But all that said i think you could use kaitai or something similar together with fq:s decode API if you want. I also have some ideas and plans on supporting writing deocders in jq, hopefully will get some time for that next year.


Thanks for the extensive reply. I also had some good experience with Go so far, so I can understand how you came to that point ;-)


> This project would not have been possible without itchyny's jq implementation gojq.

Another approach is to take the convert binary to object part of your code, output that as JSON on stdout and feed that into jq.

Basically, a binary front end + jq = fq


It would be hard to get the full fq functionality that way. How would you encode the data in a way so that you can do both:

    .frames[100].header.sample_rate
for the individual field and

    .frames[100].header|tobytes[:0x10]
for the first few bytes of the entire header structure?

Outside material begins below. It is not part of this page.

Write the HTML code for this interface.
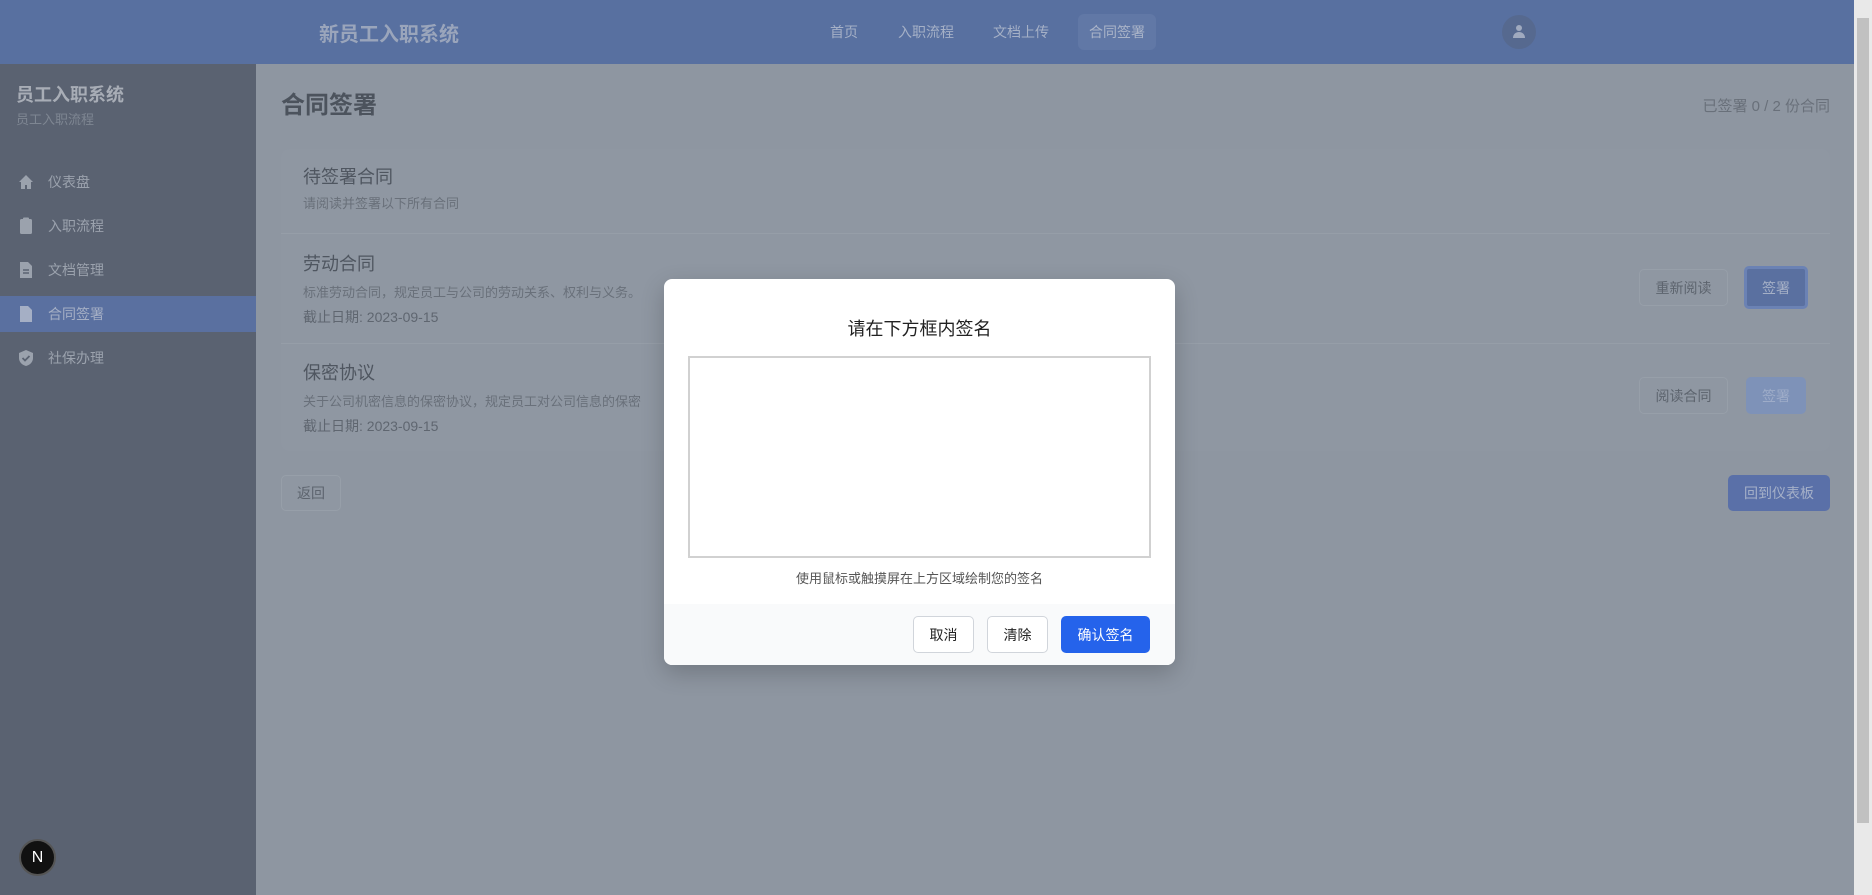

Or decode a binary slice as a particular format:

    tobytes[0x234:0x325]|avc_sps.max_num_ref_frames


I wish this was only the binary front end so I could pick my parser (e.g. PowerShell). I see fq seems to support sending the whole JSON to stdout; I wonder if there's a way to make this the default behavior:

    # JSON for whole file
    fq tovalue file


Hi, i wrote a bit about this in my reply above https://news.ycombinator.com/item?id=29661575


I wrote a small script to convert CSVs to JSON strictly to use jq on the output. Querying things like your GCP bill with jq is quite enjoyable.

gojq is also nice. I work with a lot of structured logs and wrapped jq with a little bit of format-understanding and output sugar to make looking at and analyzing such logs an enjoyable experience: https://github.com/jrockway/json-logs


> I wrote a small script to convert CSVs to JSON strictly to use jq on the output

Note that you can use jq to consume simple CSVs (and produce them) without anything else. There’s an entry in the cookbook wiki https://github.com/stedolan/jq/wiki/Cookbook#convert-a-csv-f... - I posted some usage examples a few months back https://news.ycombinator.com/item?id=27379423


Miller Csv can process json in record format and has a much saner DSL in my experience.

https://github.com/johnkerl/miller


Does this support out-of-tree format decoders? From an initial glance it looks like all decoders are in-tree and written in golang. We have a lot of internal binary formats at $WORK that I would like to use this on...


Hi! yes it's kind of support but in a very go:ish at the moment. You can use fq as submodule, import/register your own format decoders and then run cli.Main. More or less what https://github.com/wader/fq/blob/master/fq.go does. I have private version of fq for work with some proprietary formats that does this and it works great. One issue is that the decoder and format API might change, not sure i can give any stability guarantees atm and i want to evolve a bit more. Also it would be great to be able to hook into existing formats more in some way.

In the future i hope to support writing decoders in jq and or support some declarative format like kaitai.


Seems unlikely since the decoders are defined not just in-tree but in "host" code, the definitions are neither data-driven nor a DSL.

So it would require some sort of native (Go) plugins system, which I understand is about as bad as in Rust owing to there being no standard ABI (or plugins system for that matter).

therefore the way to have bespoke / internal formats would be to maintain an internal fork of the tool.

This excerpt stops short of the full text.